Steve Watson
Over 1,100 pages of previously classified Vietnam-era transcripts released this week by the Senate Foreign Relations Committee highlight the fact that several Senators knew that the White House and the Pentagon had deceived the American people over the 1964 Gulf of Tonkin incident.
The latest releases, which document skepticism over the pretext for entry into the Vietnam war, date from 1968.
Four years into the war, senators were at loggerheads with Lyndon B. Johnson. At the time Foreign Relations Committee meetings were held behind closed doors.
It would take over thirty years for the truth to emerge that the Aug. 4, 1964 Gulf of Tonkin incident, where US warships were apparently attacked by North Vietnamese PT Boats – an incident that kicked off US involvement in the Vietnam war – was a staged event that never actually took place.

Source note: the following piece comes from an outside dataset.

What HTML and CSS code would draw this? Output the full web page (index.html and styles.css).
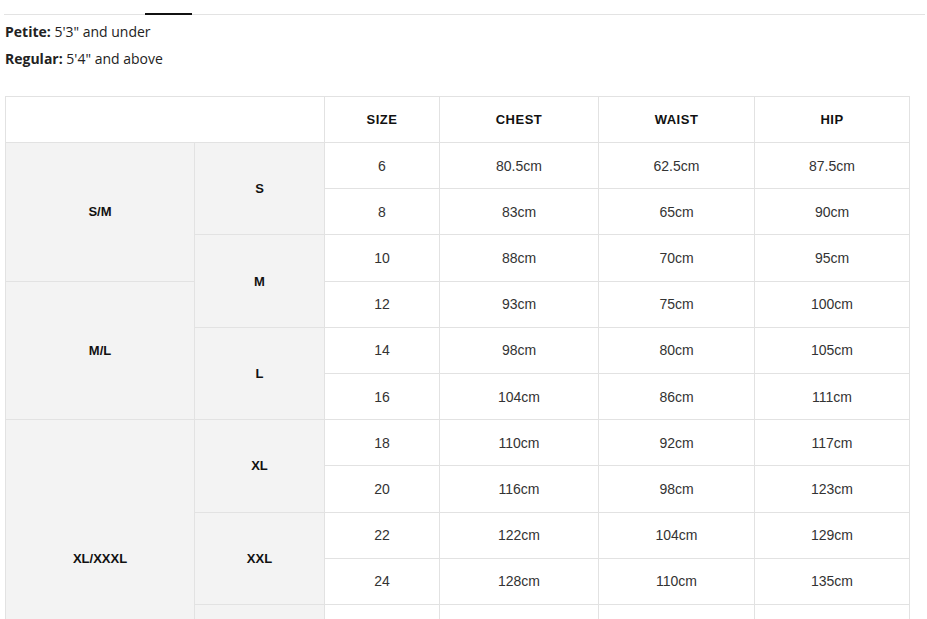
FILE: index.html
```html
<!DOCTYPE html>
<html>
<head>
<meta charset="utf-8">
<link rel="stylesheet" href="styles.css">
</head>
<body>
<div class="tabs"><span class="tab-active"></span></div>
<div class="fit">
  <p><b>Petite:</b> 5'3" and under</p>
  <p><b>Regular:</b> 5'4" and above</p>
</div>
<table class="chart">
  <colgroup>
    <col class="c1"><col class="c2"><col class="c3"><col class="c4"><col class="c5"><col class="c6">
  </colgroup>
  <tr class="head"><th colspan="2"></th><th>SIZE</th><th>CHEST</th><th>WAIST</th><th>HIP</th></tr>
  <tr><td class="grp" rowspan="3">S/M</td><td class="grp" rowspan="2">S</td><td>6</td><td>80.5cm</td><td>62.5cm</td><td>87.5cm</td></tr>
  <tr><td>8</td><td>83cm</td><td>65cm</td><td>90cm</td></tr>
  <tr><td class="grp" rowspan="2">M</td><td>10</td><td>88cm</td><td>70cm</td><td>95cm</td></tr>
  <tr><td class="grp" rowspan="3">M/L</td><td>12</td><td>93cm</td><td>75cm</td><td>100cm</td></tr>
  <tr><td class="grp" rowspan="2">L</td><td>14</td><td>98cm</td><td>80cm</td><td>105cm</td></tr>
  <tr><td>16</td><td>104cm</td><td>86cm</td><td>111cm</td></tr>
  <tr><td class="grp" rowspan="6">XL/XXXL</td><td class="grp" rowspan="2">XL</td><td>18</td><td>110cm</td><td>92cm</td><td>117cm</td></tr>
  <tr><td>20</td><td>116cm</td><td>98cm</td><td>123cm</td></tr>
  <tr><td class="grp" rowspan="2">XXL</td><td>22</td><td>122cm</td><td>104cm</td><td>129cm</td></tr>
  <tr><td>24</td><td>128cm</td><td>110cm</td><td>135cm</td></tr>
  <tr><td class="grp" rowspan="2"></td><td></td><td></td><td></td><td></td></tr>
  <tr><td></td><td></td><td></td><td></td></tr>
</table>
</body>
</html>
```
FILE: styles.css
```css
html, body {
  margin: 0;
  padding: 0;
  background: #fff;
}
body {
  font-family: "Liberation Sans", Arial, sans-serif;
  color: #222;
  overflow: hidden;
}
.tabs {
  margin: 13px 2px 0 4px;
  height: 1px;
  border-bottom: 1px solid #e3e3e3;
  position: relative;
}
.tab-active {
  position: absolute;
  left: 141px;
  top: 0;
  width: 47px;
  height: 2px;
  background: #111;
}
.fit {
  padding: 7px 0 0 5px;
  font-family: "Open Sans", "Noto Sans", sans-serif;
  font-size: 14px;
  color: #222;
}
.fit p {
  margin: 0 0 8px 0;
  line-height: 19px;
}
.fit b {
  font-weight: 700;
}
.chart {
  margin: 28px 0 0 5px;
  border-collapse: collapse;
  table-layout: fixed;
  width: 904px;
}
.c1 { width: 189px; }
.c2 { width: 130px; }
.c3 { width: 115px; }
.c4 { width: 159px; }
.c5 { width: 156px; }
.c6 { width: 155px; }
.chart th, .chart td {
  border: 1px solid #e2e2e2;
  text-align: center;
  vertical-align: middle;
  padding: 0;
}
.chart tr {
  height: 46.2px;
}
.chart tr.head {
  height: 46px;
}
.chart th {
  font-size: 13px;
  font-weight: 700;
  letter-spacing: 0.5px;
  color: #111;
}
.chart td {
  font-size: 14px;
  color: #333;
}
.chart td.grp {
  background: #f3f3f3;
  font-size: 13px;
  font-weight: 700;
  color: #111;
}
```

However, the records now show that at the time senators knew this was the case.
In a March 1968 closed session of the Foreign Relations Committee, Senator Albert Gore Sr. of Tennessee, the father of former vice president Al Gore, noted:
“If this country has been misled, if this committee, this Congress, has been misled by pretext into a war in which thousands of young men have died, and many more thousands have been crippled for life, and out of which their country has lost prestige, moral position in the world, the consequences are very great,”
Senator Frank Church, Democrat of Idaho, said in an executive session in February 1968:
“In a democracy you cannot expect the people, whose sons are being killed and who will be killed, to exercise their judgment if the truth is concealed from them,”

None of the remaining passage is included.